Simile plus Metaphor
An effective use of two figurative literary devices is to combine them together to broaden the imagery that is being conveyed. In this instance, the author wants to cement in the reader’s mind the image of hard determination that cannot be easily fought and combines the simile of frozen water with the metaphor of rock or metal.
“His hands were like carved ice on the wheel and his face was the face of a statue.”
Psychological Time
Another case is the use of two different metaphorical comparisons in successive sentences to drive home a singular image. The narrator begins with a simple declarative statement of fact from which the reader can infer that a substantial amount of time has passed. Rather than make another statement that clarifies exactly how long the character has been there, Matheson engages the power of metaphor that implies not just how much time has passed chronologically, but that that chronological time has been enough to cause profound psychological change: so long that he can’t even feel the pain anymore.

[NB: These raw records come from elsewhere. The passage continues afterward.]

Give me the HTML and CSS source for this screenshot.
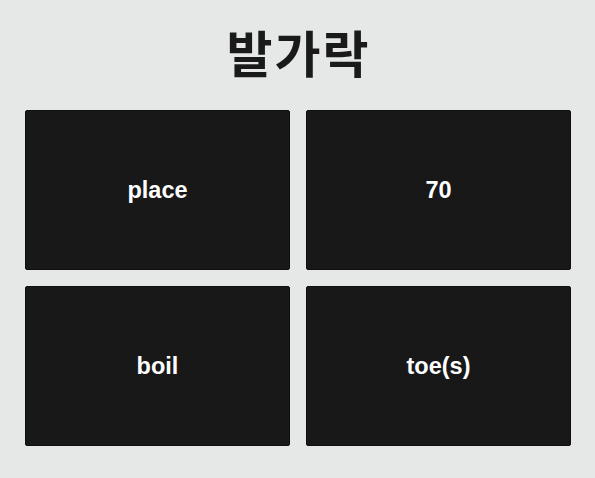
FILE: index.html
```html
<!DOCTYPE html>
<html lang="ko">
<head>
  <meta charset="UTF-8">
  <meta name="viewport" content="width=device-width, initial-scale=1.0">
  <title>발가락</title>
  <link rel="stylesheet" href="styles.css">
</head>
<body>
  <h1 class="word">발가락</h1>
  <div class="choices">
    <button class="choice">place</button>
    <button class="choice">70</button>
    <button class="choice">boil</button>
    <button class="choice">toe(s)</button>
  </div>
</body>
</html>
```

FILE: styles.css
```css
body {
  margin: 0;
  padding: 0 25px;
  background-color: #e6e8e7;
  font-family: "Liberation Sans", Arial, "Noto Sans CJK KR", sans-serif;
}
.word {
  margin: 21px 0 29px;
  height: 60px;
  line-height: 60px;
  text-align: center;
  font-family: "Noto Sans CJK KR", sans-serif;
  font-size: 50px;
  font-weight: bold;
  letter-spacing: 2px;
  text-indent: 2px;
  color: #1a1a1a;
}
.choices {
  display: grid;
  grid-template-columns: 265px 265px;
  grid-auto-rows: 160px;
  gap: 16px;
}
.choice {
  margin: 0;
  padding: 0;
  background-color: #181818;
  color: #fff;
  border: 1px solid #0f0f0f;
  border-radius: 2px;
  font-family: "Liberation Sans", Arial, sans-serif;
  font-size: 23.5px;
  font-weight: bold;
  cursor: pointer;
}
```
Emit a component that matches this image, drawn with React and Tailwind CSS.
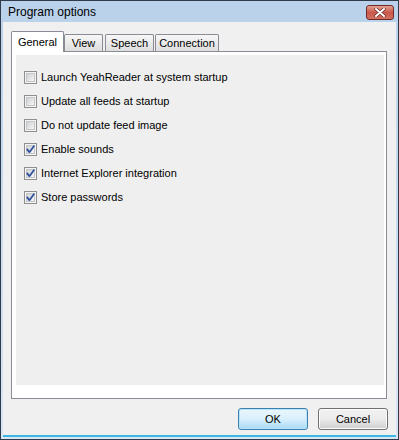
import React from "react";

function CheckBox({ checked }) {
  return (
    <svg width="13" height="13" viewBox="0 0 13 13" className="shrink-0">
      <defs>
        <linearGradient id="cbg" x1="0" y1="0" x2="1" y2="1">
          <stop offset="0" stopColor="#cdd0d4" />
          <stop offset="1" stopColor="#f7f7f7" />
        </linearGradient>
      </defs>
      <rect x="0.5" y="0.5" width="12" height="12" fill="#f4f4f4" stroke="#8f8f8f" />
      <rect x="2.5" y="2.5" width="8" height="8" fill="url(#cbg)" stroke="#c4c6c8" />
      {checked && (
        <path d="M3.2 6.4 L5.4 9.2 L9.8 3.2" fill="none" stroke="#2a4c9e" strokeWidth="1.7" strokeLinecap="round" strokeLinejoin="round" />
      )}
    </svg>
  );
}

function Row({ label, checked }) {
  return (
    <div className="flex items-center h-[24px]">
      <CheckBox checked={checked} />
      <span className="ml-[4px] text-[11px] text-black leading-none">{label}</span>
    </div>
  );
}

function Tab({ label, selected, w }) {
  if (selected) {
    return (
      <div
        className="h-[21px] bg-white border border-b-0 border-[#898c95] flex items-center justify-center text-[11px] relative z-10 -mb-[1px] rounded-t-[2px]"
        style={{ width: w }}
      >
        {label}
      </div>
    );
  }
  return (
    <div
      className="h-[17px] border border-b-0 border-[#898c95] bg-gradient-to-b from-[#f7f7f7] to-[#dedede] flex items-center justify-center text-[11px] pt-[1px] rounded-t-[2px]"
      style={{ width: w }}
    >
      {label}
    </div>
  );
}

export default function App() {
  const rows = [
    ["Launch YeahReader at system startup", false],
    ["Update all feeds at startup", false],
    ["Do not update feed image", false],
    ["Enable sounds", true],
    ["Internet Explorer integration", true],
    ["Store passwords", true],
  ];
  return (
    <div
      className="w-[399px] h-[440px] bg-[#2f3b4a] p-[1px] pt-[1px] pb-[1px] flex flex-col"
      style={{ fontFamily: '"Liberation Sans", Arial, sans-serif' }}
    >
      <div className="flex-1 flex flex-col bg-gradient-to-b from-[#b9d1ea] to-[#d9e6f4] pl-[2px] pr-[2px] pb-[2px]">
        {/* Title bar */}
        <div className="h-[21px] flex items-center justify-between">
          <span className="ml-[5px] text-[12px] text-black">Program options</span>
          <div className="mr-[2px] mt-[2px] w-[28px] h-[15px] rounded-[3px] border border-[#6e2a28] bg-gradient-to-b from-[#e3a294] via-[#c9584a] to-[#d0705e] flex items-center justify-center">
            <svg width="12" height="9" viewBox="0 0 12 9">
              <path d="M2 1 L10 8 M10 1 L2 8" stroke="#5a2220" strokeWidth="3.2" strokeLinecap="round" />
              <path d="M2 1 L10 8 M10 1 L2 8" stroke="#ffffff" strokeWidth="2" strokeLinecap="round" />
            </svg>
          </div>
        </div>
        {/* Client */}
        <div className="flex-1 bg-[#f0f0f0] border-b-[2px] border-[#3fb7e3] flex flex-col">
          <div className="pl-[8px] pr-[9px] pt-[8px]">
            {/* tabs */}
            <div className="flex items-end h-[21px]">
              <Tab label="General" selected w={53} />
              <Tab label="View" w={39} />
              <div className="w-[2px]" />
              <Tab label="Speech" w={49} />
              <div className="w-[1px]" />
              <Tab label="Connection" w={64} />
            </div>
            {/* panel */}
            <div className="h-[348px] border border-[#898c95] bg-white pl-[4px] pt-[3px] pr-[2px] pb-[13px]">
              <div className="h-full bg-[#efefef] pl-[8px] pt-[10px]">
                {rows.map(([l, c]) => (
                  <Row key={l} label={l} checked={c} />
                ))}
              </div>
            </div>
          </div>
          <div className="flex justify-end gap-[10px] pr-[8px] mt-[9px]">
            <button className="w-[70px] h-[22px] rounded-[3px] border border-[#3c7fb1] bg-gradient-to-b from-[#eaf6fd] via-[#d9f0fc] to-[#a7d9f5] shadow-[inset_0_0_0_1px_#b7e5f7] text-[11px] text-black">
              OK
            </button>
            <button className="w-[70px] h-[22px] rounded-[3px] border border-[#707070] bg-gradient-to-b from-[#f2f2f2] via-[#ebebeb] to-[#cfcfcf] shadow-[inset_0_0_0_1px_#fcfcfc] text-[11px] text-black">
              Cancel
            </button>
          </div>
        </div>
      </div>
    </div>
  );
}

“He had no idea how long he’d been there. After a while, though, even the deepest sorrow faltered, even the most penetrating despair lost its scalpel edge. The flagellant’s curse, he thought, to grow inured even to the whip.”
“blood was the fulcrum of their existence”
When people hear the word “fulcrum” most probably immediately think of something like a teeter-totter (or seesaw); the support beneath a lever which allows it to be easily raised and lowered. But fulcrum also has a second primary definition based on the first: anything upon which something that can be supported needs in order to maintain that support. So the narrator here is using the metaphor to say that blood is the one thing that vampires absolutely depend upon for survival.
Anathema
In Chapter Three, when the protagonist is starting to consider the vampires from a research perspective, he silently observes that during the Dark Ages when the vampire was at its most powerful and fearsome, he was a despised figure because “he was anathema” and forever after remained anathema. Originally, anathema was a term for a formal notice of excommunication by the Catholic Church that was akin to be officially cursed. Over time it came to more generally applied to anyone who is looked upon as accursed outcast of society. The term will recur once more in the text near the end when the narrator applies it to another being, the hero of the novel:
“Robert Neville looked out over the new people of the earth. He knew he did not belong to them; he knew that, like the vampires, he was anathema and black terror to be destroyed."
Social Commentary
Matheson uses metaphor to insert a little social commentary into the text, thus taking it out of the level of pulp and deepening it meaning. The protagonist has reached the point where mere survival is not enough and has begun the process of learning about his nemeses. He begins to theorize from the point of vampire’s abominable acts from the perspective of satisfying a need and with this interpretation he minds is moved make a metaphor for vampirism out parenting.
“Are his deeds more outrageous than the deeds of the parent who drained the spirit from his child… is he worse than the parent who gave to society a neurotic child who became a politician?”